Le décret introduit également le délit de révolte carcérale : seront punis tant ceux qui commettent des actes violents ou profèrent des menaces à l’intérieur d’une prison que ceux qui résistent passivement et se limitent à ne pas exécuter les ordres donnés « pour le maintien de l’ordre et de la sécurité ». Cette norme s’applique également aux centres de rétention pour le rapatriement (CPR).

Enfin, un autre nouveau délit a été créé : celui d’occupation arbitraire d’un immeuble destiné à servir de domicile à autrui. Les sanctions sont particulièrement lourdes et vont de deux à sept ans ; comme l’a fait remarquer le journaliste Luigi Ferrarella dans le Corriere della Sera, il s’agit de la même peine que celle infligée à « celui qui est responsable de la mort d’un ouvrier dans un accident du travail ».

Déjà à l’époque du projet de loi 1660, la norme avait été rebaptisée « anti-Salis », du nom de la députée européenne de l’AVS qui, à l’époque de son militantisme politique, faisait partie du mouvement pour le droit au logement. Pour prouver le caractère éminemment politique (et polémique) de ce délit, la Ligue publie depuis quelques jours des contenus contre Ilaria Salis réalisés à l’aide de l’intelligence artificielle et se réjouit de la « suppression du ius Salis ».

Les critiques de l’ONU, des organismes internationaux et des constitutionnalistes

Le décret sur la sécurité a suscité de nombreuses critiques (tant sur le fond que sur la forme) de la part d’ONG, d’organismes internationaux et d’experts en droit constitutionnel.

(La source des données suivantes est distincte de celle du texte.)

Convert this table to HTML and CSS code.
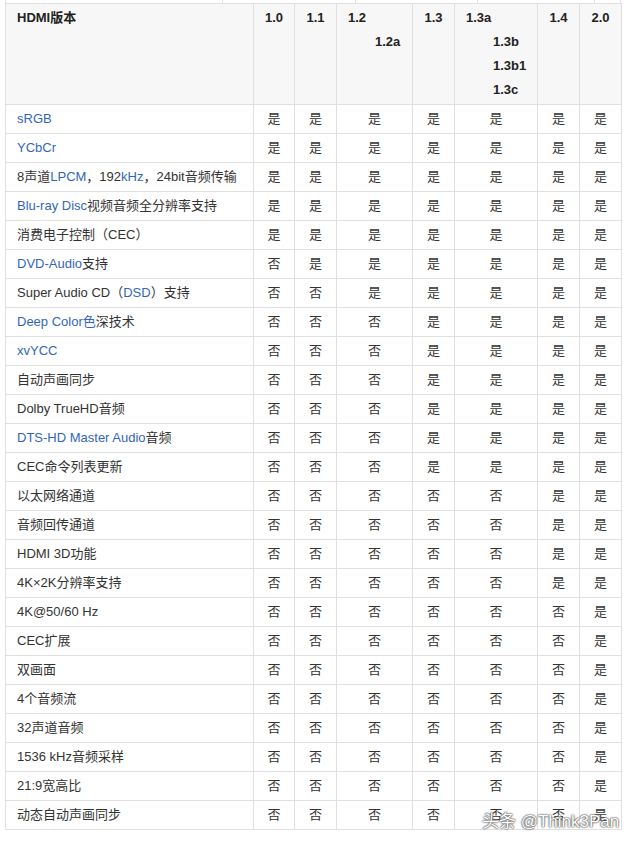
FILE: index.html
```html
<!DOCTYPE html>
<html lang="zh">
<head>
<meta charset="utf-8">
<link rel="stylesheet" href="styles.css">
</head>
<body>
<div class="page">
  <div class="strip">
    <span class="s1"></span><span class="s2"></span><span class="s3"></span><span class="s4"></span><span class="s5"></span>
  </div>
  <table class="tbl">
    <colgroup>
      <col class="c-name"><col class="c-n1"><col class="c-n"><col class="c-w"><col class="c-n"><col class="c-ww"><col class="c-n"><col class="c-n">
    </colgroup>
    <thead>
      <tr>
        <th class="h-name">HDMI版本</th>
        <th>1.0</th>
        <th>1.1</th>
        <th class="h-left"><div>1.2</div><div class="sub">1.2a</div></th>
        <th>1.3</th>
        <th class="h-left"><div>1.3a</div><div class="sub">1.3b</div><div class="sub">1.3b1</div><div class="sub">1.3c</div></th>
        <th>1.4</th>
        <th>2.0</th>
      </tr>
    </thead>
    <tbody>
      <tr><td class="name"><a>sRGB</a></td><td>是</td><td>是</td><td>是</td><td>是</td><td>是</td><td>是</td><td>是</td></tr>
      <tr><td class="name"><a>YCbCr</a></td><td>是</td><td>是</td><td>是</td><td>是</td><td>是</td><td>是</td><td>是</td></tr>
      <tr><td class="name">8声道<a>LPCM</a>，192<a>kHz</a>，24bit音频传输</td><td>是</td><td>是</td><td>是</td><td>是</td><td>是</td><td>是</td><td>是</td></tr>
      <tr><td class="name"><a>Blu-ray Disc</a>视频音频全分辨率支持</td><td>是</td><td>是</td><td>是</td><td>是</td><td>是</td><td>是</td><td>是</td></tr>
      <tr><td class="name">消费电子控制（CEC）</td><td>是</td><td>是</td><td>是</td><td>是</td><td>是</td><td>是</td><td>是</td></tr>
      <tr><td class="name"><a>DVD-Audio</a>支持</td><td>否</td><td>是</td><td>是</td><td>是</td><td>是</td><td>是</td><td>是</td></tr>
      <tr><td class="name">Super Audio CD（<a>DSD</a>）支持</td><td>否</td><td>否</td><td>是</td><td>是</td><td>是</td><td>是</td><td>是</td></tr>
      <tr><td class="name"><a>Deep Color色</a>深技术</td><td>否</td><td>否</td><td>否</td><td>是</td><td>是</td><td>是</td><td>是</td></tr>
      <tr><td class="name"><a>xvYCC</a></td><td>否</td><td>否</td><td>否</td><td>是</td><td>是</td><td>是</td><td>是</td></tr>
      <tr><td class="name">自动声画同步</td><td>否</td><td>否</td><td>否</td><td>是</td><td>是</td><td>是</td><td>是</td></tr>
      <tr><td class="name">Dolby TrueHD音频</td><td>否</td><td>否</td><td>否</td><td>是</td><td>是</td><td>是</td><td>是</td></tr>
      <tr><td class="name"><a>DTS-HD Master Audio</a>音频</td><td>否</td><td>否</td><td>否</td><td>是</td><td>是</td><td>是</td><td>是</td></tr>
      <tr><td class="name">CEC命令列表更新</td><td>否</td><td>否</td><td>否</td><td>是</td><td>是</td><td>是</td><td>是</td></tr>
      <tr><td class="name">以太网络通道</td><td>否</td><td>否</td><td>否</td><td>否</td><td>否</td><td>是</td><td>是</td></tr>
      <tr><td class="name">音频回传通道</td><td>否</td><td>否</td><td>否</td><td>否</td><td>否</td><td>是</td><td>是</td></tr>
      <tr><td class="name">HDMI 3D功能</td><td>否</td><td>否</td><td>否</td><td>否</td><td>否</td><td>是</td><td>是</td></tr>
      <tr><td class="name">4K×2K分辨率支持</td><td>否</td><td>否</td><td>否</td><td>否</td><td>否</td><td>是</td><td>是</td></tr>
      <tr><td class="name">4K@50/60 Hz</td><td>否</td><td>否</td><td>否</td><td>否</td><td>否</td><td>否</td><td>是</td></tr>
      <tr><td class="name">CEC扩展</td><td>否</td><td>否</td><td>否</td><td>否</td><td>否</td><td>否</td><td>是</td></tr>
      <tr><td class="name">双画面</td><td>否</td><td>否</td><td>否</td><td>否</td><td>否</td><td>否</td><td>是</td></tr>
      <tr><td class="name">4个音频流</td><td>否</td><td>否</td><td>否</td><td>否</td><td>否</td><td>否</td><td>是</td></tr>
      <tr><td class="name">32声道音频</td><td>否</td><td>否</td><td>否</td><td>否</td><td>否</td><td>否</td><td>是</td></tr>
      <tr><td class="name">1536 kHz音频采样</td><td>否</td><td>否</td><td>否</td><td>否</td><td>否</td><td>否</td><td>是</td></tr>
      <tr><td class="name">21:9宽高比</td><td>否</td><td>否</td><td>否</td><td>否</td><td>否</td><td>否</td><td>是</td></tr>
      <tr><td class="name">动态自动声画同步</td><td>否</td><td>否</td><td>否</td><td>否</td><td>否</td><td>否</td><td>是</td></tr>
    </tbody>
  </table>
  <div class="watermark">头条 @Think3Pan</div>
</div>
</body>
</html>
```

FILE: styles.css
```css
html, body {
  margin: 0;
  padding: 0;
  background: #fff;
}
body {
  font-family: "Liberation Sans", Arial, "Noto Sans CJK SC", sans-serif;
  font-size: 13px;
  color: #333;
}
.page {
  position: relative;
  width: 638px;
  height: 845px;
  padding-left: 5px;
  box-sizing: border-box;
}
.strip {
  display: flex;
  height: 3px;
  width: 616px;
}
.strip span {
  display: block;
  height: 3px;
  border-left: 1px solid #e2e2e2;
  box-sizing: border-box;
}
.strip .s1 { width: 217px; }
.strip .s2 { width: 133px; }
.strip .s3 { width: 122px; }
.strip .s4 { width: 117px; }
.strip .s5 { width: 27px; border-right: 1px solid #e2e2e2; }
.tbl {
  border-collapse: collapse;
  table-layout: fixed;
  width: 616px;
}
.c-name { width: 248px; }
.c-n1 { width: 41px; }
.c-n { width: 42px; }
.c-w { width: 76px; }
.c-ww { width: 83px; }
.tbl th, .tbl td {
  border: 1px solid #e0e0e0;
  padding: 2px 11px;
  line-height: 24px;
  white-space: nowrap;
}
.tbl th {
  background: #f7f7f7;
  font-weight: bold;
  color: #222;
  vertical-align: top;
  text-align: center;
}
.tbl th.h-name, .tbl th.h-left {
  text-align: left;
}
.tbl th .sub {
  padding-left: 27px;
}
.tbl td {
  text-align: center;
  vertical-align: middle;
}
.tbl td.name {
  text-align: left;
  color: #333;
}
.tbl a {
  color: #3366bb;
  text-decoration: none;
}
.watermark {
  position: absolute;
  left: 482px;
  top: 811px;
  font-size: 17px;
  line-height: 22px;
  color: #fff;
  text-shadow: 0 0 1px #555, 0 0 2px #555, 0 0 2px #777;
  white-space: nowrap;
}
```
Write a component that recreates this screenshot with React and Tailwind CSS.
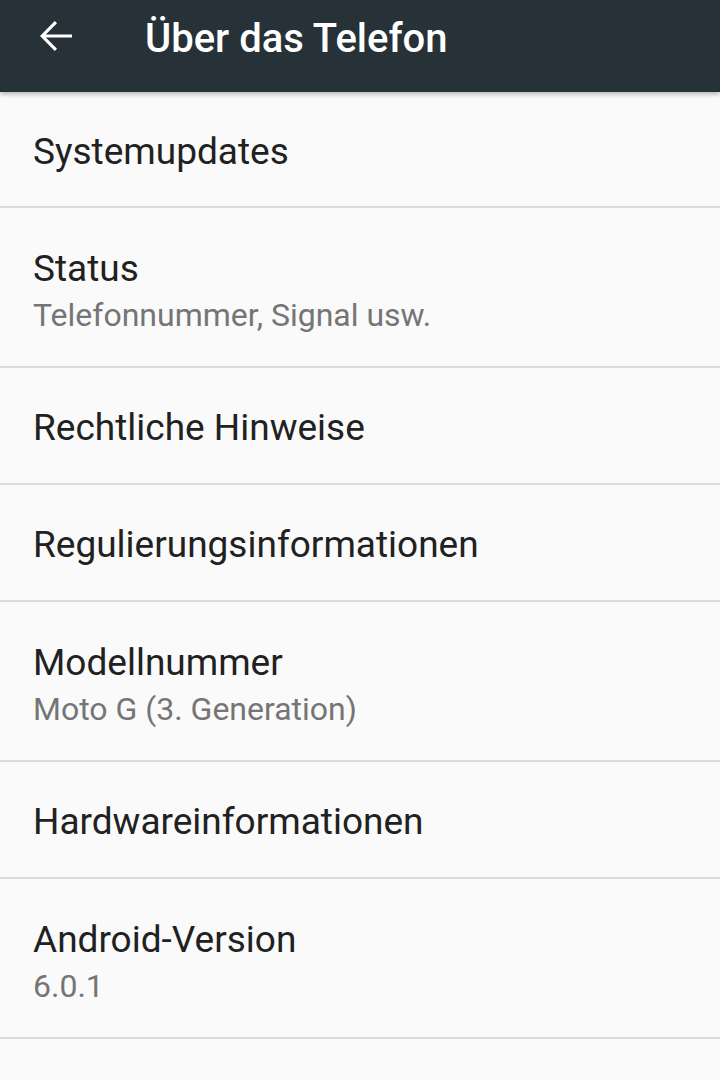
import React from "react";

const items = [
  { title: "Systemupdates", h: "h-[114px]" },
  { title: "Status", sub: "Telefonnummer, Signal usw." },
  { title: "Rechtliche Hinweise" },
  { title: "Regulierungsinformationen" },
  { title: "Modellnummer", sub: "Moto G (3. Generation)" },
  { title: "Hardwareinformationen" },
  { title: "Android-Version", sub: "6.0.1" },
];

function BackArrow() {
  return (
    <svg width="48" height="48" viewBox="0 0 24 24" fill="#fff">
      <path d="M20 11.2H6.9l5.6-5.6L11.4 4.5 4 12l7.4 7.5 1.1-1.1-5.6-5.6H20v-1.6z" />
    </svg>
  );
}

function Row({ item }) {
  if (item.sub) {
    return (
      <div className="h-[158px] pt-[37px] pl-[33px]">
        <div className="text-[37px] leading-[47px] text-[#212121]">{item.title}</div>
        <div className="text-[32px] leading-[47px] text-[#757575]">{item.sub}</div>
      </div>
    );
  }
  return (
    <div className={`${item.h || "h-[115px]"} flex items-center pl-[33px] pt-[4px]`}>
      <div className="text-[37px] leading-[47px] text-[#212121]">{item.title}</div>
    </div>
  );
}

export default function App() {
  return (
    <div className="relative h-[1080px] w-[720px] overflow-hidden bg-[#fafafa] font-['Roboto',sans-serif]">
      <header className="relative z-10 flex h-[92px] items-start bg-[#263238] shadow-[0_2px_5px_rgba(0,0,0,0.3)]">
        <div className="pl-[32px] pt-[12px]">
          <BackArrow />
        </div>
        <h1 className="pl-[65px] pt-[19px] text-[40px] leading-[40px] font-medium text-white">Über das Telefon</h1>
      </header>
      {items.map((item) => (
        <div key={item.title}>
          <Row item={item} />
          <div className="h-[2px] bg-[#dcdcdc]" />
        </div>
      ))}
    </div>
  );
}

En avril dernier, cinq rapporteurs spéciaux des Nations unies – Gina Romero, Ben Saul, Irene Khan, Mary Lawlor et Gehad Madi – ont exprimé leur « profonde préoccupation » à l’égard de cette mesure, la qualifiant d’« alarmante » et non conforme aux obligations internationales « en matière de droits de l’homme, notamment la protection du droit à la liberté de circulation, à la vie privée, à un procès équitable et à la liberté, ainsi que la protection contre la détention arbitraire ».